#### [Directions]
Output the first line of the listing and each line after it, up to and including the line that contains "const items = [1, 2, 3, 4, 5];", exactly as written, minus the pictures.

++++ Data excerpts ++++

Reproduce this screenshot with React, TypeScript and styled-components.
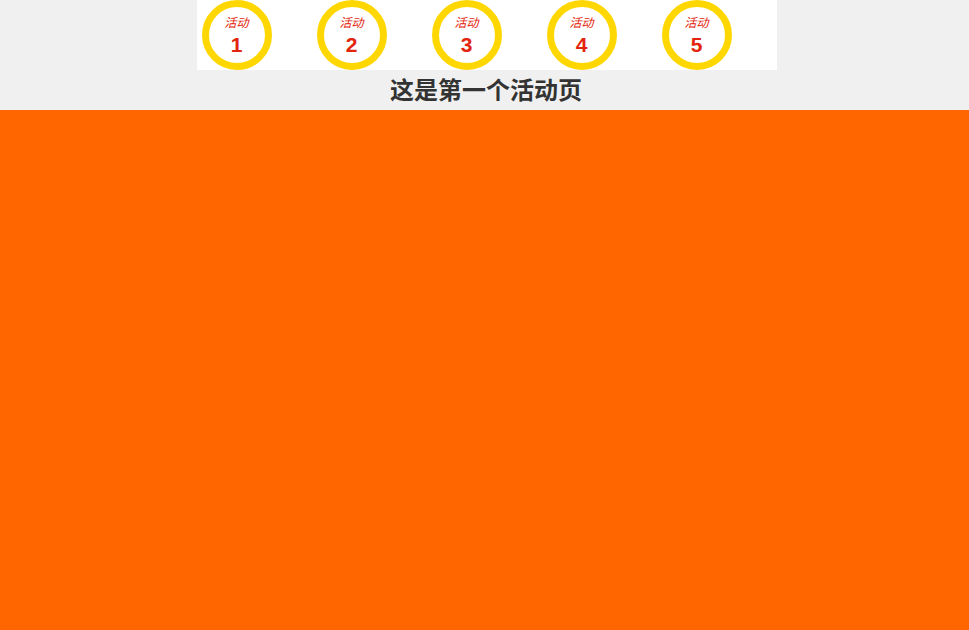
import styled, { createGlobalStyle } from 'styled-components';

const GlobalStyle = createGlobalStyle`
  html, body {
    margin: 0;
    padding: 0;
    height: 100%;
    background: #f0f0f0;
    font-family: "Liberation Sans", Arial, "Noto Sans CJK SC", sans-serif;
  }
  #root {
    min-height: 100%;
    display: flex;
    flex-direction: column;
  }
`;

const Page = styled.div`
  flex: 1;
  display: flex;
  flex-direction: column;
  min-height: 100vh;
`;

const Nav = styled.ul`
  list-style: none;
  margin: 0 auto;
  padding: 0 0 0 5px;
  width: 580px;
  height: 70px;
  box-sizing: border-box;
  background: #fff;
  display: flex;
  position: relative;
  left: 2px;
`;

const NavItem = styled.li`
  width: 70px;
  height: 70px;
  margin-right: 45px;
  box-sizing: border-box;
  border: 7px solid #ffd700;
  border-radius: 50%;
  display: flex;
  flex-direction: column;
  align-items: center;
  justify-content: center;
  color: #e3240c;
  cursor: pointer;
`;

const ItemLabel = styled.span`
  font-size: 12px;
  font-style: italic;
  line-height: 14px;
  margin-top: 1px;
`;

const ItemNumber = styled.span`
  font-size: 21px;
  font-weight: bold;
  line-height: 22px;
  margin-top: 4px;
`;

const Title = styled.h2`
  margin: 0;
  height: 40px;
  padding-left: 3px;
  line-height: 41px;
  text-align: center;
  font-size: 24px;
  font-weight: bold;
  color: #333;
`;

const Stage = styled.div`
  flex: 1;
  background: #ff6600;
`;

const items = [1, 2, 3, 4, 5];

export default function App() {
  return (
    <Page>
      <GlobalStyle />
      <Nav>
        {items.map((n) => (
          <NavItem key={n}>
            <ItemLabel>活动</ItemLabel>
            <ItemNumber>{n}</ItemNumber>
          </NavItem>
        ))}
      </Nav>
      <Title>这是第一个活动页</Title>
      <Stage />
    </Page>
  );
}
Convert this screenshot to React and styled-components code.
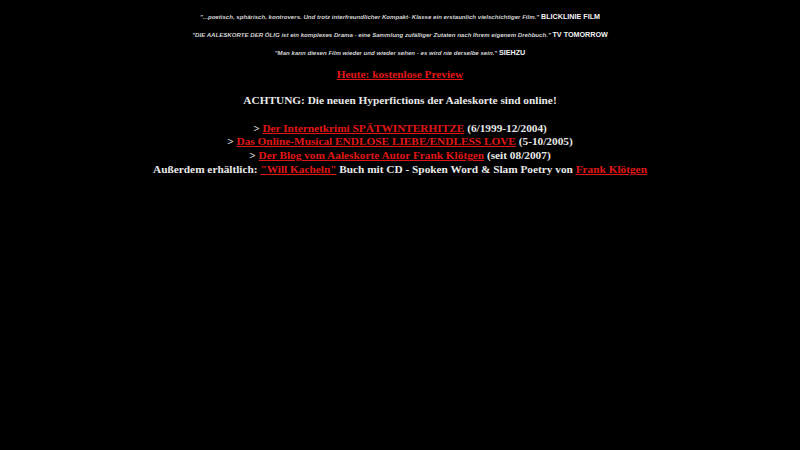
import React from "react";
import styled, { createGlobalStyle } from "styled-components";

const Global = createGlobalStyle`
  html, body { margin: 0; padding: 0; background: #000; }
  body { width: 800px; height: 450px; overflow: hidden; }
`;

const Page = styled.div`
  background: #000;
  width: 800px;
  height: 450px;
  display: flex;
  flex-direction: column;
  align-items: center;
  padding-top: 12px;
  box-sizing: border-box;
`;

const Quotes = styled.div`
  display: flex;
  flex-direction: column;
  align-items: center;
  gap: 8px;
  font-family: "Liberation Sans", Arial, sans-serif;
  font-size: 6.1px;
  line-height: 10px;
`;

const Quote = styled.div`
  font-style: italic;
  font-weight: bold;
  color: #d4d4d4;
  white-space: nowrap;
`;

const Source = styled.span`
  font-style: normal;
  font-weight: bold;
  color: #f2f2f2;
  font-size: 7.2px;
`;

const Main = styled.div`
  font-family: "Liberation Serif", "Times New Roman", serif;
  font-weight: bold;
  font-size: 11.3px;
  color: #e8e8e8;
  text-align: center;
  line-height: 13.8px;
  margin-top: ${(p) => p.$mt}px;
  white-space: nowrap;
`;

const Link = styled.a`
  color: #e01616;
  text-decoration: underline;
`;

export default function App() {
  return (
    <>
      <Global />
      <Page>
        <Quotes>
          <Quote>
            "...poetisch, sphärisch, kontrovers. Und trotz interfreundlicher Kompakt- Klasse ein erstaunlich vielschichtiger Film." <Source>BLICKLINIE FILM</Source>
          </Quote>
          <Quote>
            "DIE AALESKORTE DER ÖLIG ist ein komplexes Drama - eine Sammlung zufälliger Zutaten nach Ihrem eigenem Drehbuch." <Source>TV TOMORROW</Source>
          </Quote>
          <Quote>
            "Man kann diesen Film wieder und wieder sehen - es wird nie derselbe sein." <Source>SIEHZU</Source>
          </Quote>
        </Quotes>
        <Main $mt={10}>
          <Link href="#">Heute: kostenlose Preview</Link>
        </Main>
        <Main $mt={12}>ACHTUNG: Die neuen Hyperfictions der Aaleskorte sind online!</Main>
        <Main $mt={14}>
          &gt; <Link href="#">Der Internetkrimi SPÄTWINTERHITZE</Link> (6/1999-12/2004)
          <br />
          &gt; <Link href="#">Das Online-Musical ENDLOSE LIEBE/ENDLESS LOVE</Link> (5-10/2005)
          <br />
          &gt; <Link href="#">Der Blog vom Aaleskorte Autor Frank Klötgen</Link> (seit 08/2007)
          <br />
          Außerdem erhältlich: <Link href="#">"Will Kacheln"</Link> Buch mit CD - Spoken Word &amp; Slam Poetry von <Link href="#">Frank Klötgen</Link>
        </Main>
      </Page>
    </>
  );
}
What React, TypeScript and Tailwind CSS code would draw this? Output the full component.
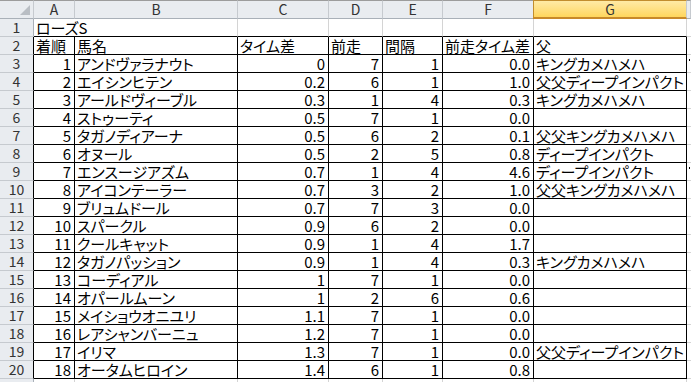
import React from "react";

type Row = [string, string, string, string, string, string, string];

const rows: Row[] = [
  ["1", "アンドヴァラナウト", "0", "7", "1", "0.0", "キングカメハメハ"],
  ["2", "エイシンヒテン", "0.2", "6", "1", "1.0", "父父ディープインパクト"],
  ["3", "アールドヴィーブル", "0.3", "1", "4", "0.3", "キングカメハメハ"],
  ["4", "ストゥーティ", "0.5", "7", "1", "0.0", ""],
  ["5", "タガノディアーナ", "0.5", "6", "2", "0.1", "父父キングカメハメハ"],
  ["6", "オヌール", "0.5", "2", "5", "0.8", "ディープインパクト"],
  ["7", "エンスージアズム", "0.7", "1", "4", "4.6", "ディープインパクト"],
  ["8", "アイコンテーラー", "0.7", "3", "2", "1.0", "父父キングカメハメハ"],
  ["9", "ブリュムドール", "0.7", "7", "3", "0.0", ""],
  ["10", "スパークル", "0.9", "6", "2", "0.0", ""],
  ["11", "クールキャット", "0.9", "1", "4", "1.7", ""],
  ["12", "タガノパッション", "0.9", "1", "4", "0.3", "キングカメハメハ"],
  ["13", "コーディアル", "1", "7", "1", "0.0", ""],
  ["14", "オパールムーン", "1", "2", "6", "0.6", ""],
  ["15", "メイショウオニユリ", "1.1", "7", "1", "0.0", ""],
  ["16", "レアシャンバーニュ", "1.2", "7", "1", "0.0", ""],
  ["17", "イリマ", "1.3", "7", "1", "0.0", "父父ディープインパクト"],
  ["18", "オータムヒロイン", "1.4", "6", "1", "0.8", ""],
];

const heads = ["着順", "馬名", "タイム差", "前走", "間隔", "前走タイム差", "父"];
const letters = ["A", "B", "C", "D", "E", "F"];
// columns that hold numbers (right aligned)
const numCol = [true, false, true, true, true, true, false];

const hdr = "bg-[#e9ecf0] text-[#333] text-[14px] flex items-center justify-center border-b border-r border-b-[#a9b0b8] border-r-[#c6cacf]";
const txt = "whitespace-nowrap leading-[17px] pl-[2px] flex items-end";

function RowHead({ n, dark }: { n: number; dark?: boolean }) {
  return (
    <div
      className={`bg-[#e9ecf0] text-[#333] text-[14px] flex items-end justify-center leading-[17px] border-b border-r border-b-[#c6cacf] ${
        dark ? "border-r-black" : "border-r-[#a9b0b8]"
      }`}
    >
      {n}
    </div>
  );
}

export default function App() {
  return (
    <div className="w-[691px] h-[382px] overflow-hidden bg-white font-['Noto_Sans_CJK_JP',sans-serif] [font-feature-settings:'palt'] text-[15px] text-black">
      <div className="grid grid-cols-[34px_41px_163px_91px_54px_60px_91px_153px_1fr] grid-rows-[19px_repeat(21,18px)]">
        {/* column headers */}
        <div className="relative bg-[#e9ecf0] border-t border-t-[#9c9c9c] border-b border-r border-b-[#a9b0b8] border-r-[#c6cacf]">
          <div className="absolute right-[3px] bottom-[3px] w-0 h-0 border-l-[10px] border-l-transparent border-b-[10px] border-b-[#b9bec4]" />
        </div>
        {letters.map((l) => (
          <div key={l} className={`${hdr} border-t border-t-[#9c9c9c]`}>
            {l}
          </div>
        ))}
        <div className="bg-gradient-to-b from-[#ffeaa5] to-[#ffd65c] text-[#333] text-[14px] flex items-center justify-center border-t border-t-[#c28d2e] border-b-2 border-b-[#c8892a] border-l border-l-[#c28d2e] -ml-[1px] border-r border-r-[#c6cacf]">
          G
        </div>
        <div className={`${hdr} border-t border-t-[#9c9c9c]`} />

        {/* row 1 */}
        <RowHead n={1} />
        <div className={`${txt} col-span-2 border-r border-b border-r-[#d4d4d4] border-b-black`}>ローズS</div>
        {[0, 1, 2, 3, 4].map((i) => (
          <div key={i} className="border-r border-b border-r-[#d4d4d4] border-b-black" />
        ))}
        <div className="border-b border-b-[#d4d4d4]" />

        {/* row 2 */}
        <RowHead n={2} dark />
        {heads.map((h) => (
          <div key={h} className={`${txt} border-r border-b border-black`}>
            {h}
          </div>
        ))}
        <div className="border-b border-b-[#d4d4d4]" />

        {rows.map((r, ri) => (
          <React.Fragment key={ri}>
            <RowHead n={ri + 3} dark />
            {r.map((v, ci) => (
              <div
                key={ci}
                className={`${txt} border-r border-b border-black ${numCol[ci] ? "justify-end pr-[3px]" : ""}`}
              >
                {v}
              </div>
            ))}
            <div className="border-b border-b-[#d4d4d4] flex">
              {(ri === 0 || ri === 6) && <span className="w-[1px] h-[2px] bg-black mt-[4px] ml-[2px]" />}
            </div>
          </React.Fragment>
        ))}

        {/* row 21 */}
        <RowHead n={21} />
        {[0, 1, 2, 3, 4, 5, 6].map((i) => (
          <div key={i} className="border-r border-b border-[#d4d4d4]" />
        ))}
        <div className="border-b border-b-[#d4d4d4]" />
      </div>
    </div>
  );
}
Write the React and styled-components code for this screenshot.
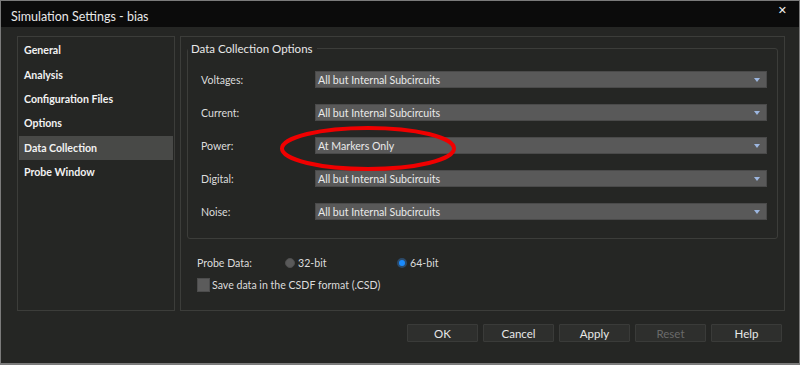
import React, { useState } from "react";
import styled, { createGlobalStyle } from "styled-components";

const GlobalStyle = createGlobalStyle`
  html, body {
    margin: 0;
    padding: 0;
    background: #252624;
  }
  body {
    font-family: Lato, "Open Sans", sans-serif;
    font-size: 10.6px;
    color: #e4e4e4;
  }
`;

const Window = styled.div`
  position: relative;
  width: 800px;
  height: 365px;
  box-sizing: border-box;
  border: 1px solid #7b7b7b;
  border-bottom-width: 2px;
  background: #252624;
  display: flex;
  flex-direction: column;
  overflow: hidden;
`;

const TitleBar = styled.div`
  height: 26px;
  background: #0b0b0b;
  display: flex;
  align-items: center;
  justify-content: space-between;
  padding: 0 10px 0 10px;
  font-size: 12.5px;
  color: #e8e8e8;
`;

const Title = styled.span`
  margin-top: 4px;
`;

const Close = styled.span`
  font-family: "DejaVu Sans", sans-serif;
  font-weight: bold;
  font-size: 11px;
  margin-top: -7px;
  margin-right: 2px;
  color: #f0f0f0;
`;

const Body = styled.div`
  flex: 1;
  display: flex;
  flex-direction: column;
  padding: 9px 14px 0 16px;
`;

const Content = styled.div`
  display: flex;
  gap: 5px;
  height: 275px;
`;

const Sidebar = styled.ul`
  list-style: none;
  margin: 0;
  padding: 1px 1px;
  width: 158px;
  box-sizing: border-box;
  border: 1px solid #3c3d3a;
`;

const NavItem = styled.li`
  height: 24.4px;
  display: flex;
  align-items: center;
  padding-left: 5px;
  font-weight: bold;
  font-size: 10.6px;
  color: #f2f2f2;
  background: ${(p) => (p.$active ? "#484947" : "transparent")};
  cursor: default;
`;

const Panel = styled.div`
  flex: 1;
  box-sizing: border-box;
  border: 1px solid #3c3d3a;
  padding: 5px 6px 0 6px;
  display: flex;
  flex-direction: column;
`;

const Group = styled.fieldset`
  margin: 0;
  padding: 16px 10px 18px 13px;
  border: 1px solid #3c3d3a;
  border-radius: 3px;
  display: flex;
  flex-direction: column;
  gap: 16px;
`;

const Legend = styled.legend`
  padding: 0 4px 0 3px;
  margin-left: -13px;
  font-size: 11.5px;
  color: #e8e8e8;
`;

const Row = styled.div`
  display: flex;
  align-items: center;
  height: 17px;
`;

const Label = styled.span`
  width: 114px;
  color: #dcdcdc;
`;

const Select = styled.div`
  flex: 1;
  height: 17px;
  box-sizing: border-box;
  background: #595959;
  border: 1px solid #4a4a4a;
  display: flex;
  align-items: center;
  justify-content: space-between;
  padding: 0 6px 0 2px;
  color: #eaeaea;
`;

const Arrow = styled.span`
  width: 0;
  height: 0;
  border-left: 3.5px solid transparent;
  border-right: 3.5px solid transparent;
  border-top: 4px solid #9db7e0;
`;

const ProbeRow = styled.div`
  display: flex;
  align-items: center;
  margin-top: 17px;
  padding-left: 10px;
  height: 14px;
`;

const ProbeLabel = styled.span`
  width: 88px;
  color: #dcdcdc;
`;

const RadioOption = styled.label`
  display: flex;
  align-items: center;
  gap: 3px;
  width: 112px;
  color: #dcdcdc;
`;

const RadioDot = styled.span`
  width: 10px;
  height: 10px;
  border-radius: 50%;
  box-sizing: border-box;
  background: ${(p) => (p.$checked ? "#1a8cff" : "#5a5a5a")};
  border: ${(p) => (p.$checked ? "2px solid #2b4a6a" : "1px solid #4e4e4e")};
`;

const CheckRow = styled.label`
  display: flex;
  align-items: center;
  gap: 2px;
  margin-top: 8px;
  padding-left: 10px;
  color: #dcdcdc;
`;

const CheckBox = styled.span`
  width: 13px;
  height: 14px;
  background: #5b5b5b;
  border: 1px solid #4c4c4c;
  box-sizing: border-box;
`;

const Buttons = styled.div`
  display: flex;
  justify-content: flex-end;
  gap: 5px;
  margin-top: 13px;
  padding-right: 3px;
`;

const Button = styled.button`
  width: 71px;
  height: 18px;
  box-sizing: border-box;
  background: #2e2f2d;
  border: 1px solid #3a3b39;
  border-radius: 1px;
  font-family: inherit;
  font-size: 11.5px;
  padding: 1px 0 0;
  color: ${(p) => (p.disabled ? "#6a6a6a" : "#e8e8e8")};
`;

const Annotation = styled.svg`
  position: absolute;
  left: 277px;
  top: 123px;
  pointer-events: none;
`;

const navItems = [
  "General",
  "Analysis",
  "Configuration Files",
  "Options",
  "Data Collection",
  "Probe Window",
];

const rows = [
  ["Voltages:", "All but Internal Subcircuits"],
  ["Current:", "All but Internal Subcircuits"],
  ["Power:", "At Markers Only"],
  ["Digital:", "All but Internal Subcircuits"],
  ["Noise:", "All but Internal Subcircuits"],
];

export default function App() {
  const [active, setActive] = useState("Data Collection");
  const [bits, setBits] = useState(64);

  return (
    <>
      <GlobalStyle />
      <Window>
        <TitleBar>
          <Title>Simulation Settings - bias</Title>
          <Close>✕</Close>
        </TitleBar>
        <Body>
          <Content>
            <Sidebar>
              {navItems.map((item) => (
                <NavItem
                  key={item}
                  $active={item === active}
                  onClick={() => setActive(item)}
                >
                  {item}
                </NavItem>
              ))}
            </Sidebar>
            <Panel>
              <Group>
                <Legend>Data Collection Options</Legend>
                {rows.map(([label, value]) => (
                  <Row key={label}>
                    <Label>{label}</Label>
                    <Select>
                      <span>{value}</span>
                      <Arrow />
                    </Select>
                  </Row>
                ))}
              </Group>
              <ProbeRow>
                <ProbeLabel>Probe Data:</ProbeLabel>
                <RadioOption onClick={() => setBits(32)}>
                  <RadioDot $checked={bits === 32} />
                  32-bit
                </RadioOption>
                <RadioOption onClick={() => setBits(64)}>
                  <RadioDot $checked={bits === 64} />
                  64-bit
                </RadioOption>
              </ProbeRow>
              <CheckRow>
                <CheckBox />
                Save data in the CSDF format (.CSD)
              </CheckRow>
            </Panel>
          </Content>
          <Buttons>
            <Button>OK</Button>
            <Button>Cancel</Button>
            <Button>Apply</Button>
            <Button disabled>Reset</Button>
            <Button>Help</Button>
          </Buttons>
        </Body>
        <Annotation width="180" height="50" viewBox="0 0 180 50">
          <ellipse
            cx="90"
            cy="24.5"
            rx="86"
            ry="20.5"
            fill="none"
            stroke="#f00000"
            strokeWidth="4"
          />
        </Annotation>
      </Window>
    </>
  );
}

++++

#### [Response]
Reproduce this screenshot with React, TypeScript and styled-components.
import styled, { createGlobalStyle } from 'styled-components';

const GlobalStyle = createGlobalStyle`
  html, body {
    margin: 0;
    padding: 0;
    height: 100%;
    background: #f0f0f0;
    font-family: "Liberation Sans", Arial, "Noto Sans CJK SC", sans-serif;
  }
  #root {
    min-height: 100%;
    display: flex;
    flex-direction: column;
  }
`;

const Page = styled.div`
  flex: 1;
  display: flex;
  flex-direction: column;
  min-height: 100vh;
`;

const Nav = styled.ul`
  list-style: none;
  margin: 0 auto;
  padding: 0 0 0 5px;
  width: 580px;
  height: 70px;
  box-sizing: border-box;
  background: #fff;
  display: flex;
  position: relative;
  left: 2px;
`;

const NavItem = styled.li`
  width: 70px;
  height: 70px;
  margin-right: 45px;
  box-sizing: border-box;
  border: 7px solid #ffd700;
  border-radius: 50%;
  display: flex;
  flex-direction: column;
  align-items: center;
  justify-content: center;
  color: #e3240c;
  cursor: pointer;
`;

const ItemLabel = styled.span`
  font-size: 12px;
  font-style: italic;
  line-height: 14px;
  margin-top: 1px;
`;

const ItemNumber = styled.span`
  font-size: 21px;
  font-weight: bold;
  line-height: 22px;
  margin-top: 4px;
`;

const Title = styled.h2`
  margin: 0;
  height: 40px;
  padding-left: 3px;
  line-height: 41px;
  text-align: center;
  font-size: 24px;
  font-weight: bold;
  color: #333;
`;

const Stage = styled.div`
  flex: 1;
  background: #ff6600;
`;

const items = [1, 2, 3, 4, 5];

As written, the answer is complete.